Ces échanges ont encouragé l’AARC à contribuer dans le projet en organisant des résidences artistiques et aussi ouvrir des voies pour faciliter la promotion et la diffusion des cultures de chaque pays», annonce-t-elle. Les mois de novembre et de décembre prochains seront décisifs pour le collectif. Au programme : résidence artistique, préparation de l’exposition, vernissage, concert et une tournée musicale.
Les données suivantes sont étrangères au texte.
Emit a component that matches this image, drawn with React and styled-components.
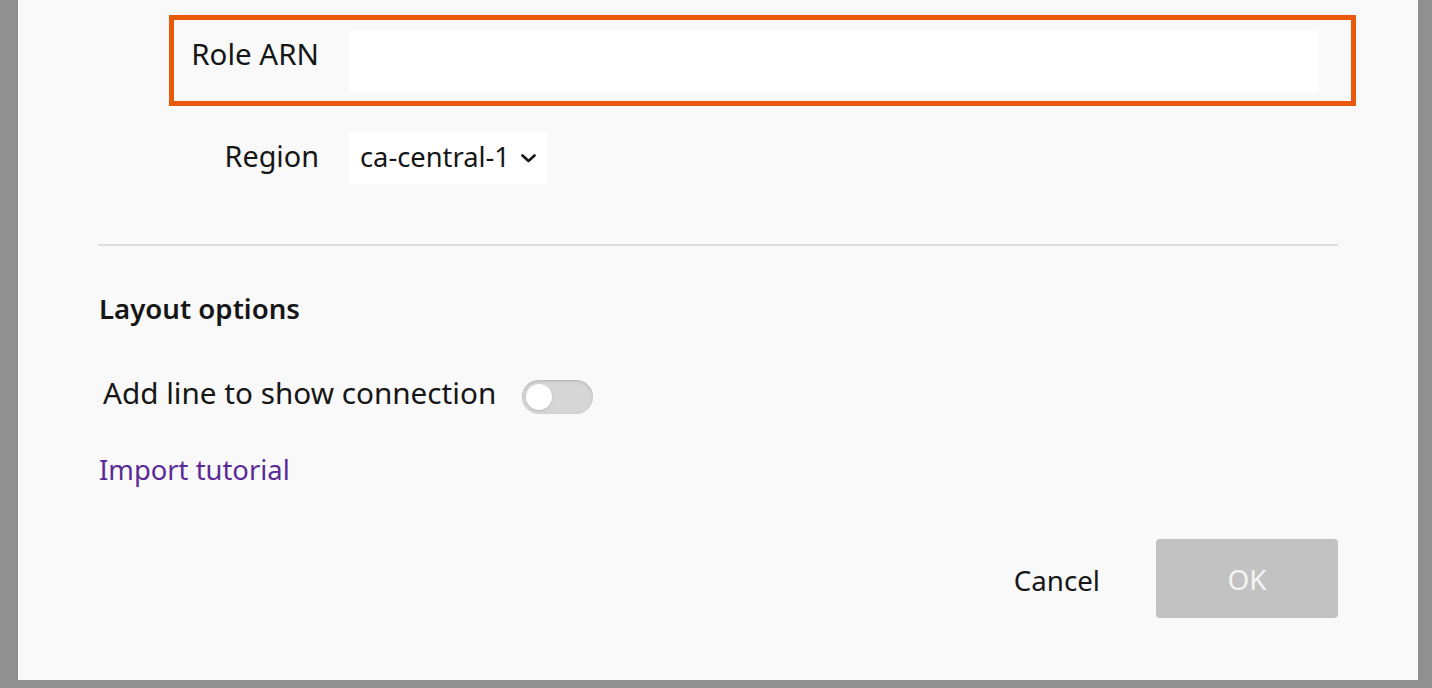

Fruit de la collaboration entre Amazigh Kateb, de la chanteuse Diaz Ramos Lien, des musiciens cubains et algériens qui l’accompagneront.
Plus qu’une exhibition, plus qu’un voyage d’aventure, c’est une réflexion dans la continuité dont on n’a pas fini d’en parler, comme l’explique Mohamed Nazim Alem, coordinateur projet. : «Notre démarche vise surtout à prendre le pouls d’une société à l’histoire aussi tourmentée et héroïque que la nôtre, mais qui mène un combat quotidien totalement dénué de violence, une lutte culturelle et artistique le plus souvent silencieuse. Sa portée dépasse largement les frontières de Cuba ! L’Algérie connaît actuellement une sorte de sursaut culturel qu’il faudrait absolument encadrer et canaliser, nos amis cubains peuvent nous en apprendre beaucoup à ce sujet.»